Par un jeu de miroirs, Vladimir Poutine accueillera son homologue jeudi et vendredi dans l'ancienne capitale impériale et la plus européenne des villes de Russie, Saint-Pétersbourg.
"C'est le 'match retour' après Versailles" où Emmanuel Macron avait voulu prendre la main dans "le rapport de forces avec Poutine", analyse auprès de l'AFP le philosophe et spécialiste de la Russie Michel Eltchaninoff, auteur du livre "Dans la tête de Vladimir Poutine", que le président français a consulté, parmi d'autres experts, avant son déplacement.
"A Versailles, il s'agissait de jouer la majesté, la grandeur et même la profondeur historique face au maître du Kremlin pour l'impressionner et lui montrer que la France n'est pas ce pays oublieux de ses racines que Poutine veut suggérer".
Les deux hommes ne manquent pas de points communs. Ils ont surgi de nulle part sur la scène politique... et ils ont le même souci de replacer leur pays au centre du jeu international.

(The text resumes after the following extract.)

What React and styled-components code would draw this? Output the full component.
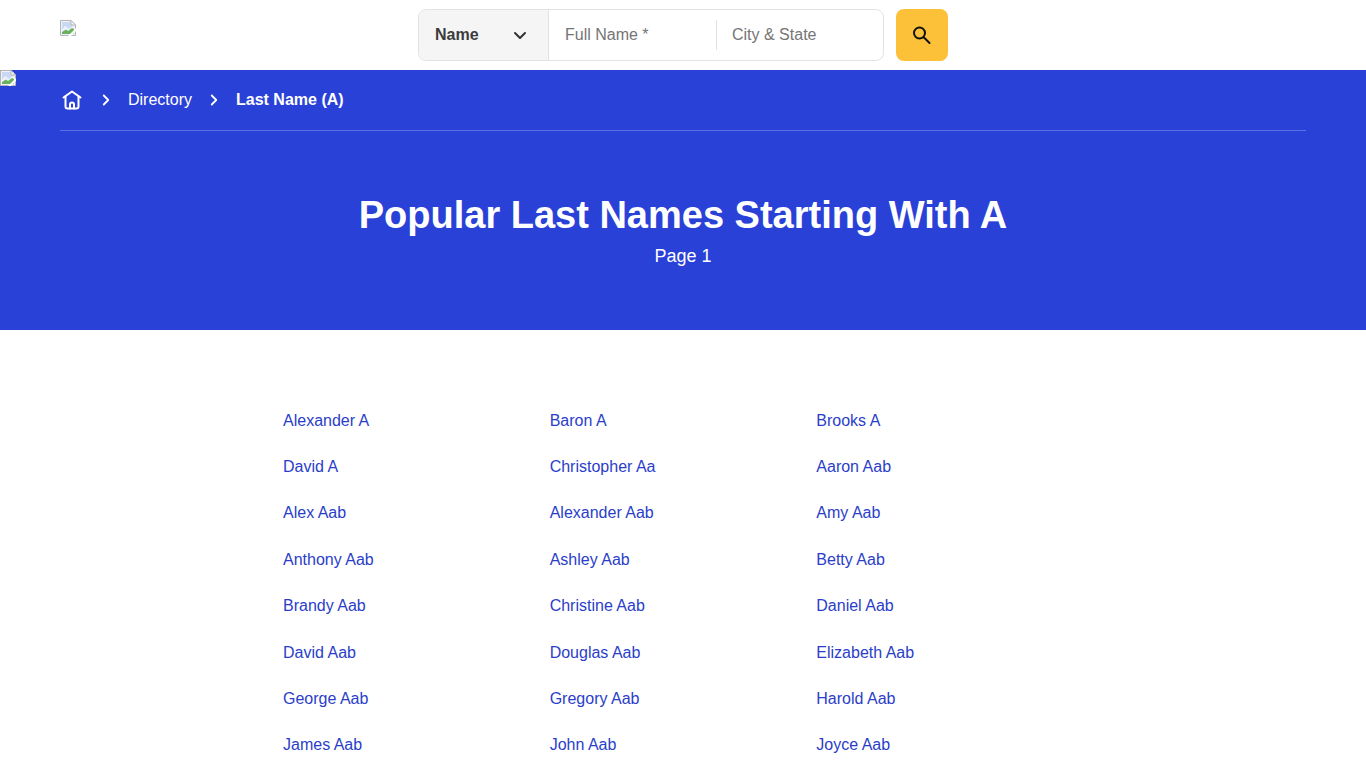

"Ils se ressemblent sur la volonté de réenchanter le rapport aux leaders politiques et de s'inscrire dans une longue durée de leur histoire", note Michel Eltchaninoff. Mais les sujets de friction sont aussi nombreux entre l'ancien banquier d'affaires et l'ex-agent secret.
"Quelqu'un qui vient de la banque, dans l'esprit de Poutine, c'est un oligarque. Cela ne lui inspire pas forcément confiance".